Later this afternoon, I received a telephone call from Aunt Murdock which was pretty much a repeat of Dorothy’s dressing down. It seems that a number of people at the bistro also noticed me with Miss Drayton and have been making all kinds of assumptions about our relationship, particularly Aunt Margaret who she is in no doubt will say something similar to Hope.

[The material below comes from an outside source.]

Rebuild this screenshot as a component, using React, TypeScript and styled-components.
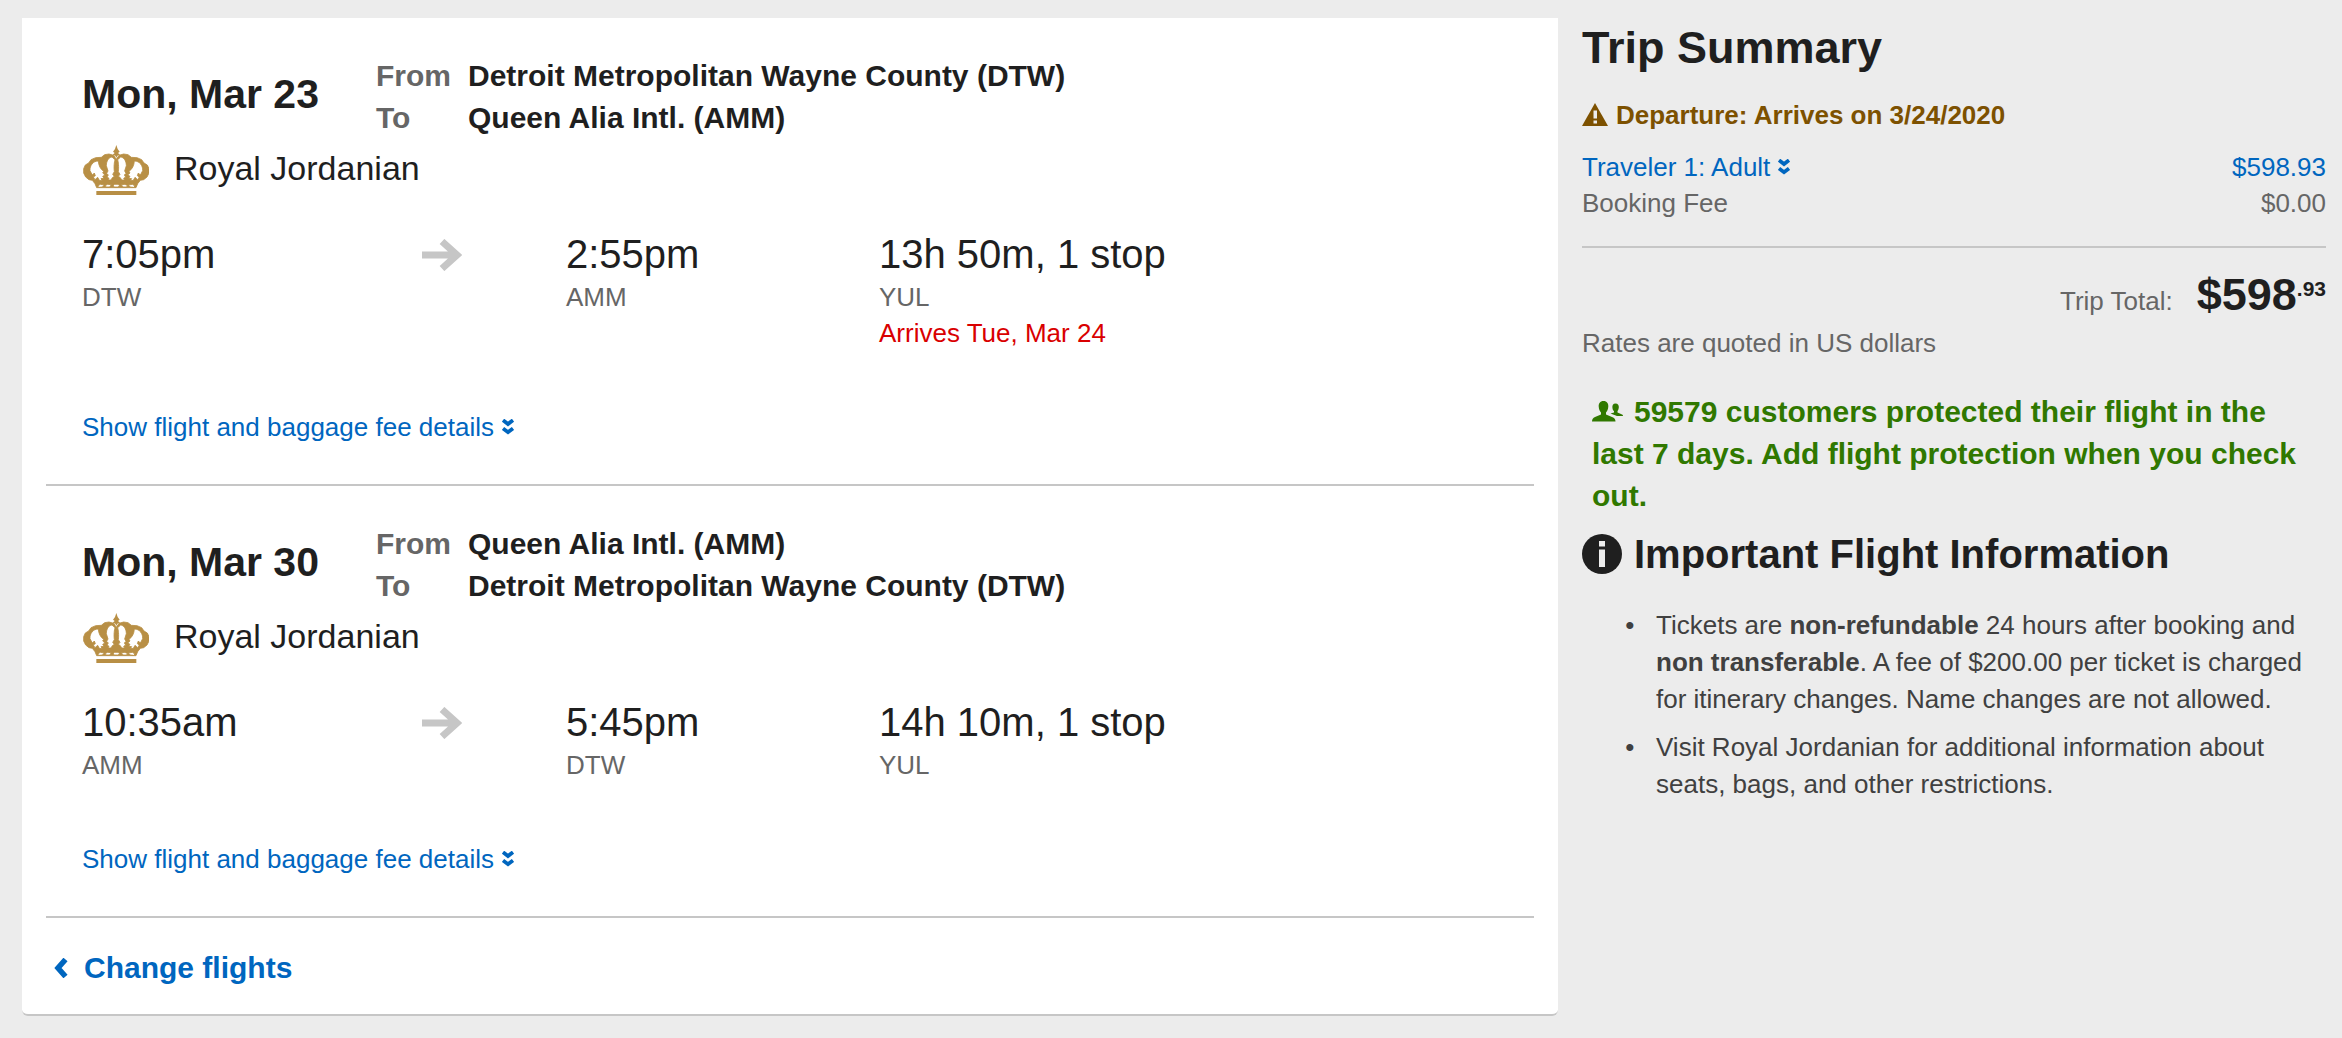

Before ending the call, Aunt Murdock asked me about my arrangements for Cambridge’s charity function. I told her I had passed on the invitation to Hope, but for the second time today, I was met with an icy response – I could feel that look, even down the telephone wire. Apparently, I should have also made arrangements for taking Hope to the function itself; passing on the invitation wasn’t enough. I have to admit that this had not occurred to me, I just assumed she would meet me there. But according to my dear aunt, and Dorothy, who was listening to my side of the conversation from the study doorway, a gentleman is expected to transport his lady to an event to which they are invited.

It seems that my life is really not my own these days, but I suppose that the ladies know best about this kind of thing. I have agreed that I will call Hope tomorrow morning and make the necessary arrangements.

Hopefully, the news of my lunch with Miss Drayton and the subsequent misunderstanding about my motives will not have reached Hope before then. For now, I am going to get ready to go to the Club where I believe I can expect a more sympathetic ear.